Applications of MCPCB
Due to its excellent thermal conductivity, mechanical strength, and electromagnetic shielding properties, MCPCB is widely used in multiple high-power and high-heat dissipation applications.
LED Lighting
High-power LEDs generate significant heat, and inadequate heat dissipation can lead to light decay and reduced lifespan. MCPCB, with its efficient heat dissipation capabilities, is widely used in street lights, automotive lights, stage lighting, and other LED lighting systems.
Power Modules
MCPCB is crucial in high-power DC-DC converters and power management systems, helping maintain stable operating temperatures and preventing overheating-induced performance degradation or damage.
Automotive Electronics
Modern automotive electronics, such as EV charging control systems, in-vehicle LED lighting, and battery management systems, require excellent thermal management. MCPCB’s high thermal conductivity and vibration resistance make it a key material in automotive electronics.
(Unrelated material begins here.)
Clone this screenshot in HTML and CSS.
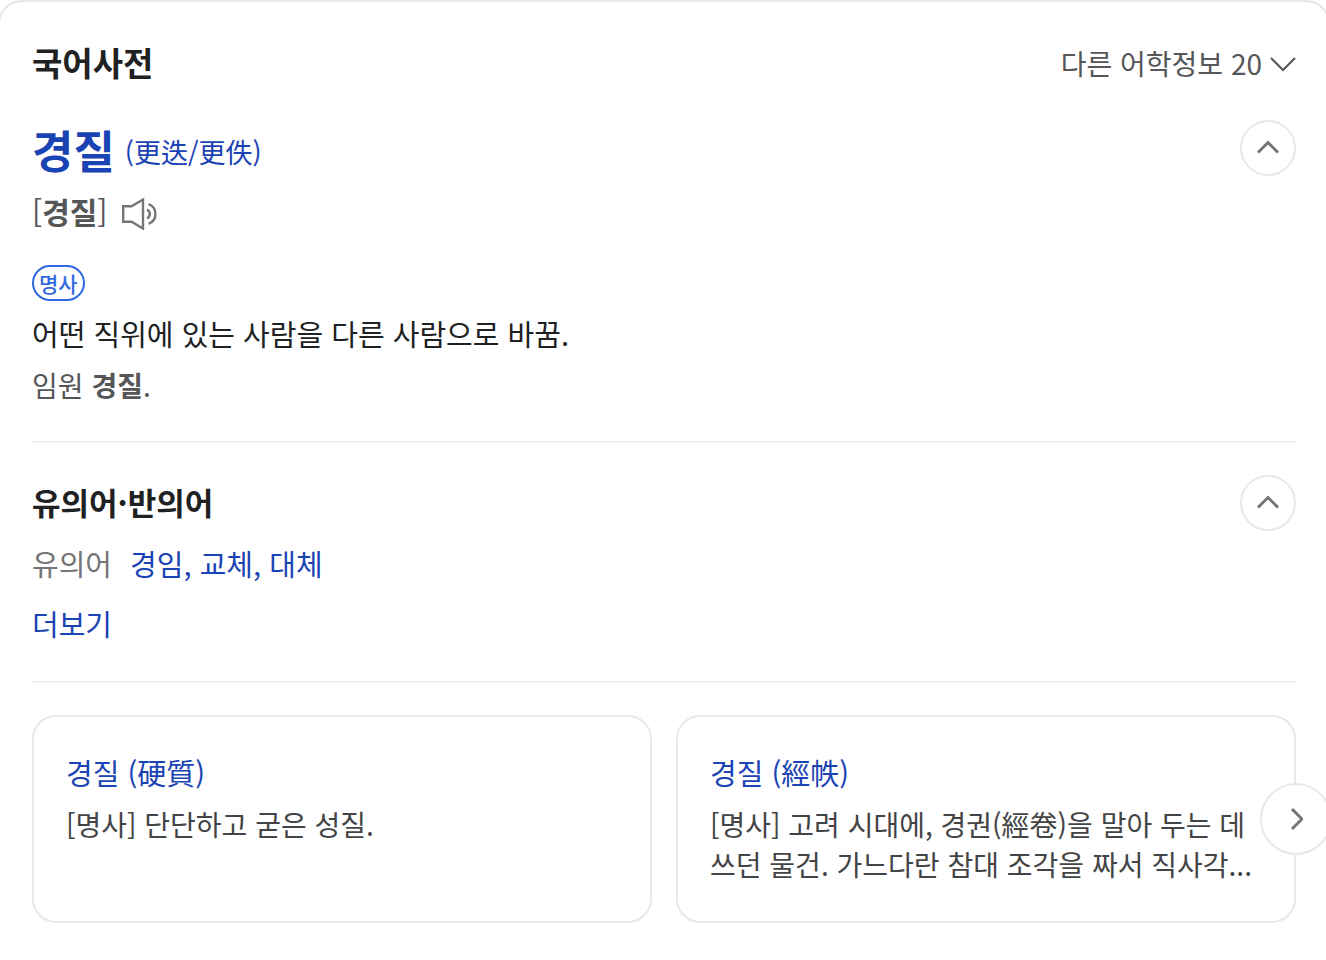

High-Frequency Communication Devices
5G base stations, RF modules, and microwave communication equipment require PCBs with not only good heat dissipation but also low signal loss. Copper-based MCPCB is widely used in these fields due to its high thermal conductivity and low resistance.
Industrial Automation Equipment
Inverters, controllers, and other industrial electronics generate significant heat during prolonged operation. MCPCB’s superior heat dissipation capabilities improve system reliability and extend equipment lifespan.